Сократить число лабораторий, финансируя только ведущие, наверное, на первых порах можно. Но через какое-то время, так или иначе, за дело возьмется гауссово распределение – и снова произойдет дифференциация на передовых и отстающих, на «ведущих» и «тянущихся». Проводить последующие сокращения можно до вполне очевидной асимптоты – нуля. «Гении на заказ» не существуют. Чтобы получить одного целеустремленного, самостоятельного, квалифицированного молодого научного лидера, нужно вырастить его из пяти аспирантов, попутно дав группе трех середнячков и одного бездельника. А возможно, не из пяти, а из десяти. И никакой ЕГЭ на стадии предварительного отбора не позволит отобрать этого одного. Просто при наборе одного человека лидер окажется в одной из пяти лабораторий. А четверо оставшихся — они как? А они называются красивым словосочетанием scientific environment: без них невозможна конкурентная среда, в которой формируются качества так называемого «целевого» кандидата.
Так и со средним, и с высшим образованием. Чем больше образованных людей в стране, тем (численно) больше будет людей активных, способных, лидеров как в науке, так и на производстве. Искусственная попытка сформировать элиту — лучший класс, поставленный изначально в лучшие условия, — не обеспечит воспроизводства элиты интеллектуальной. Все мы помним, что «на детях гениев природа отдыхает…», и несколько приятных исключений это правило не меняют.
Интеллектуальная элита не родовое дворянство: ей постоянно нужна новая кровь.
Обеспечивает ли современная Россия, страна победивших нанотехнологий и инноваций, эту кровь в свою науку?
Ответ на этот вопрос лежит не в плоскости выделения международных грантов и строительства силиконовых долин, и даже не в плоскости дебатов о РАН. Здесь все проще: достаточно посмотреть на проблемы школьного образования и социальных лифтов в текущей реальности.

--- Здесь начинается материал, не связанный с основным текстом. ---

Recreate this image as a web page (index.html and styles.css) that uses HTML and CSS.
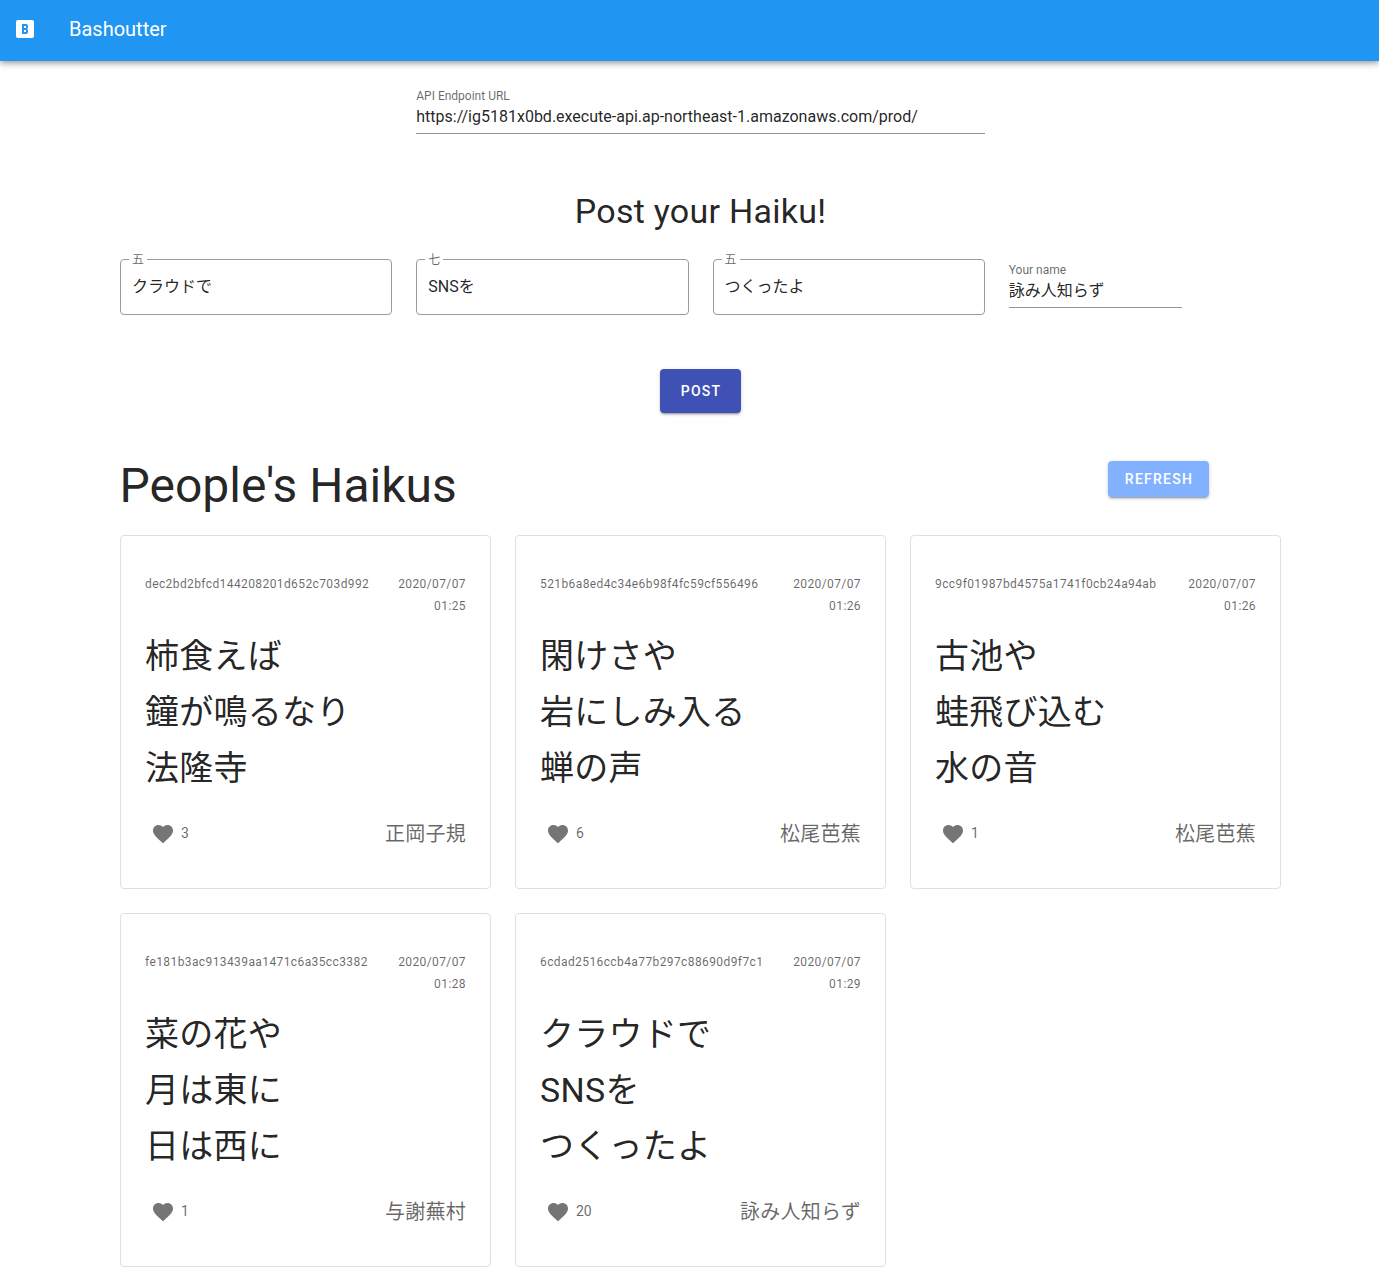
FILE: index.html
```html
<!DOCTYPE html>
<html lang="ja">
<head>
<meta charset="utf-8">
<title>Bashoutter</title>
<link rel="stylesheet" href="styles.css">
</head>
<body>
<svg class="sprite" aria-hidden="true">
  <symbol id="heart" viewBox="0 0 24 24"><path d="M12,21.35L10.55,20.03C5.4,15.36 2,12.27 2,8.5C2,5.41 4.42,3 7.5,3C9.24,3 10.91,3.81 12,5.08C13.09,3.81 14.76,3 16.5,3C19.58,3 22,5.41 22,8.5C22,12.27 18.6,15.36 13.45,20.03L12,21.35Z"/></symbol>
</svg>
<header class="app-bar">
  <svg class="logo" viewBox="0 0 24 24"><path d="M5,3A2,2 0 0,0 3,5V19A2,2 0 0,0 5,21H19A2,2 0 0,0 21,19V5A2,2 0 0,0 19,3H5M15,10.5C15,11.3 14.3,12 13.5,12C14.3,12 15,12.7 15,13.5V15A2,2 0 0,1 13,17H9V7H13A2,2 0 0,1 15,9V10.5M13,15V13H11V15H13M13,11V9H11V11H13Z"/></svg>
  <span class="title">Bashoutter</span>
</header>
<main class="container">
  <label class="field endpoint">
    <span class="field-label">API Endpoint URL</span>
    <input class="field-input" value="https://ig5181x0bd.execute-api.ap-northeast-1.amazonaws.com/prod/">
  </label>
  <h2 class="post-heading">Post your Haiku!</h2>
  <form class="post-form">
    <fieldset class="outlined"><legend>五</legend><input class="field-input" value="クラウドで"></fieldset>
    <fieldset class="outlined"><legend>七</legend><input class="field-input" value="SNSを"></fieldset>
    <fieldset class="outlined"><legend>五</legend><input class="field-input" value="つくったよ"></fieldset>
    <label class="field name">
      <span class="field-label">Your name</span>
      <input class="field-input" value="詠み人知らず">
    </label>
  </form>
  <button class="btn btn-post">POST</button>
  <div class="list-header">
    <h1 class="list-heading">People's Haikus</h1>
    <button class="btn btn-refresh">REFRESH</button>
  </div>
  <section class="cards">
    <article class="card">
      <div class="meta"><span>dec2bd2bfcd144208201d652c703d992</span><time>2020/07/07<br>01:25</time></div>
      <p class="haiku">柿食えば<br>鐘が鳴るなり<br>法隆寺</p>
      <div class="foot"><svg class="heart"><use href="#heart"/></svg><span class="count">3</span><span class="author">正岡子規</span></div>
    </article>
    <article class="card">
      <div class="meta"><span>521b6a8ed4c34e6b98f4fc59cf556496</span><time>2020/07/07<br>01:26</time></div>
      <p class="haiku">閑けさや<br>岩にしみ入る<br>蝉の声</p>
      <div class="foot"><svg class="heart"><use href="#heart"/></svg><span class="count">6</span><span class="author">松尾芭蕉</span></div>
    </article>
    <article class="card">
      <div class="meta"><span>9cc9f01987bd4575a1741f0cb24a94ab</span><time>2020/07/07<br>01:26</time></div>
      <p class="haiku">古池や<br>蛙飛び込む<br>水の音</p>
      <div class="foot"><svg class="heart"><use href="#heart"/></svg><span class="count">1</span><span class="author">松尾芭蕉</span></div>
    </article>
    <article class="card">
      <div class="meta"><span>fe181b3ac913439aa1471c6a35cc3382</span><time>2020/07/07<br>01:28</time></div>
      <p class="haiku">菜の花や<br>月は東に<br>日は西に</p>
      <div class="foot"><svg class="heart"><use href="#heart"/></svg><span class="count">1</span><span class="author">与謝蕪村</span></div>
    </article>
    <article class="card">
      <div class="meta"><span>6cdad2516ccb4a77b297c88690d9f7c1</span><time>2020/07/07<br>01:29</time></div>
      <p class="haiku">クラウドで<br>SNSを<br>つくったよ</p>
      <div class="foot"><svg class="heart"><use href="#heart"/></svg><span class="count">20</span><span class="author">詠み人知らず</span></div>
    </article>
  </section>
</main>
</body>
</html>
```
FILE: styles.css
```css
* { box-sizing: border-box; margin: 0; padding: 0; }
body {
  background: #fff;
  color: rgba(0, 0, 0, .87);
  font-family: Roboto, "Noto Sans CJK JP", sans-serif;
  font-size: 16px;
  line-height: 24px;
  overflow-x: hidden;
}
h1, h2 { font-weight: 400; }
input, button { font: inherit; color: inherit; border: 0; outline: 0; background: none; }
.sprite { display: none; }

.app-bar {
  display: flex;
  align-items: center;
  height: 61px;
  padding: 0 13px 3px;
  gap: 32px;
  background: #2095f2;
  color: #fff;
  box-shadow: 0 2px 4px -1px rgba(0,0,0,.2), 0 4px 5px rgba(0,0,0,.14), 0 1px 10px rgba(0,0,0,.12);
}
.logo { width: 24px; height: 24px; fill: currentColor; }
.title { font-size: 20px; }

.container { width: 1161px; margin-left: 120px; padding-top: 25px; }

.field { display: flex; flex-direction: column; height: 48px; border-bottom: 1px solid #949494; }
.field-label { font-size: 12px; line-height: 20px; color: rgba(0, 0, 0, .6); }
.field-input { display: block; width: 100%; height: 24px; line-height: 24px; }
.field .field-input { margin-top: -1px; }
.endpoint { width: 568.5px; margin-left: 296.25px; }

.post-heading {
  margin-top: 57px;
  font-size: 34px;
  line-height: 40px;
  letter-spacing: .25px;
  text-align: center;
}
.post-form {
  display: grid;
  grid-template-columns: repeat(3, 272.25px) 173.5px;
  column-gap: 24px;
  margin-top: 21px;
  height: 63px;
}
.outlined {
  height: 63px;
  min-width: 0;
  padding: 0 11px;
  border: 1px solid #9b9b9b;
  border-radius: 4px;
}
.outlined legend {
  margin-left: -3px;
  padding: 0 3px;
  height: 15px;
  font-size: 12px;
  line-height: 16px;
  color: rgba(0, 0, 0, .6);
}
.outlined .field-input { margin-top: 8px; }
.name { margin-top: 8px; }

.btn {
  display: block;
  padding-left: 1px;
  border-radius: 4px;
  color: #fff;
  font-size: 14px;
  font-weight: 500;
  letter-spacing: 1.25px;
  box-shadow: 0 3px 1px -2px rgba(0,0,0,.2), 0 2px 2px rgba(0,0,0,.14), 0 1px 5px rgba(0,0,0,.12);
}
.btn-post { width: 81px; height: 44px; margin: 54px auto 0; background: #3f51b5; }
.btn-refresh { width: 101px; height: 36px; margin-right: 72px; background: #82b1ff; }
.list-header { display: flex; justify-content: space-between; align-items: flex-start; margin-top: 48px; height: 74px; }
.list-heading { margin-left: -.5px; font-size: 48px; line-height: 50px; }

.cards { display: grid; grid-template-columns: repeat(3, 371px); gap: 24px; }
.card { height: 354px; padding: 37px 24px 0; border: 1px solid #e0e0e0; border-radius: 4px; }
.meta {
  display: flex;
  justify-content: space-between;
  font-size: 12px;
  line-height: 22px;
  letter-spacing: .4px;
  color: rgba(0, 0, 0, .6);
}
.meta time { text-align: right; }
.haiku { margin-top: 11px; font-size: 34px; line-height: 56px; letter-spacing: .25px; }
.foot { display: flex; align-items: center; height: 48px; margin-top: 14px; padding-left: 6px; color: rgba(0, 0, 0, .6); }
.heart { width: 24px; height: 24px; fill: #757575; }
.count { margin-left: 6px; padding-bottom: 2px; font-size: 14px; }
.author { margin-left: auto; font-size: 20px; letter-spacing: .25px; }
```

Не нужно вступать в долгие дебаты о ЕГЭ, чтобы заключить, что школьное образование деградирует. Это легко подтвердят в любой приемной комиссии. До введения ЕГЭ на протяжении последних 10 лет проходной балл снижался даже на химическом факультете МГУ – альма-матер автора заметки. Что же говорить о других вузах? На условиях анонимности представитель приемной комиссии механико-математического факультета одного из провинциальных университетов рассказал, что в прошлом году при наборе в 25 человек на специальность «математика» удалось набрать всего десять, восемь из которых не умели складывать дроби. Можно винить во всем падение рождаемости начала 90-х годов – абитуриентов сейчас вообще мало, но это не оправдывает плачевной ситуации. Симптомов улучшения не видно. В планах у государства лишь перевод школ на «самофинансирование», который, весьма вероятно, просто радикально понизит базовый уровень среднего образования широких слоев населения почти до уровня церковно-приходской школы. Кстати, в пользу последнего сценария говорит тот факт, что в ставших достоянием общественности «проектах» (организация включена Минюстом в список иноагентов) сокращения религия находится в числе немногих предметов, по полной программе сохраняющих госфинансирование.

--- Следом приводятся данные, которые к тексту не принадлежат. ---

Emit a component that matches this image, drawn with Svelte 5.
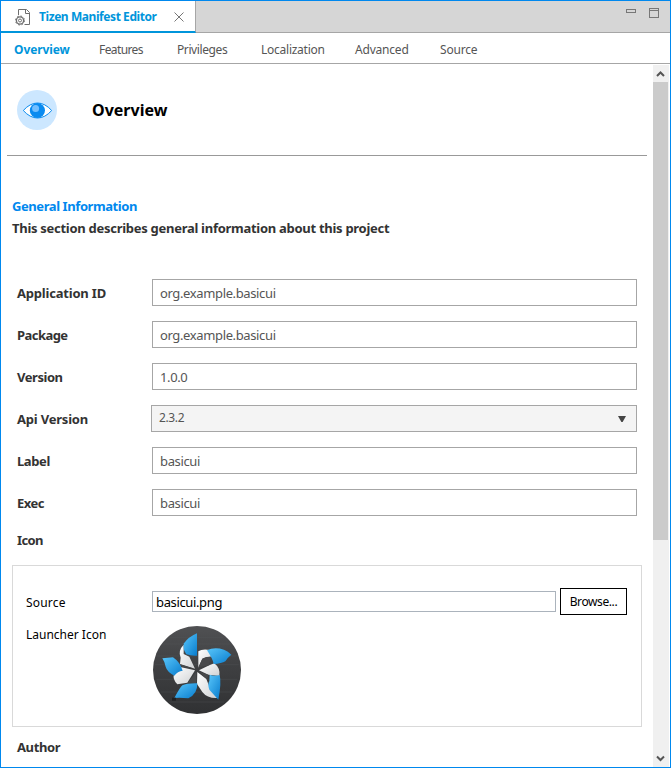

В этом свете полемика об импорте интеллектуального капитала и предстоящем «повальном», по словам министра образования и науки, возвращении ученых из-за рубежа звучит бессмысленно, если не фальшиво.
Нельзя развивать науку точечно: в этом случае ситуация необходимости импорта интеллектуальной элиты (не важно, российской по происхождению или нет) превратится в систему. Даже должным образом проспонсированные «привозные» научные лидеры не смогут создать в нашей стране успешно функционирующие и воспроизводящиеся научные школы, если здесь, на месте, они не найдут достаточно молодых коллег, образованных, готовых к работе студентов и аспирантов. При текущей ситуации их будет все меньше и меньше.
Что же Ломоносов? Наверное, идти пешком в XXI веке ему уже не пришлось бы, но вот смог бы он начать обучение в одном (не говорю – лучшем) из столичных вузов? Не думаю. Не только имущественный ценз давил бы на него — не менее, а может, более, чем три столетия назад. Недоступность качественного начального и среднего образования фактически лишает страну возможности поиска интеллектуальных ресурсов в широких массах населения. Без этих ресурсов инновационное развитие невозможно, а в России их продолжают безбоязненно рассыпать, и хорошо, если не по тюрьмам.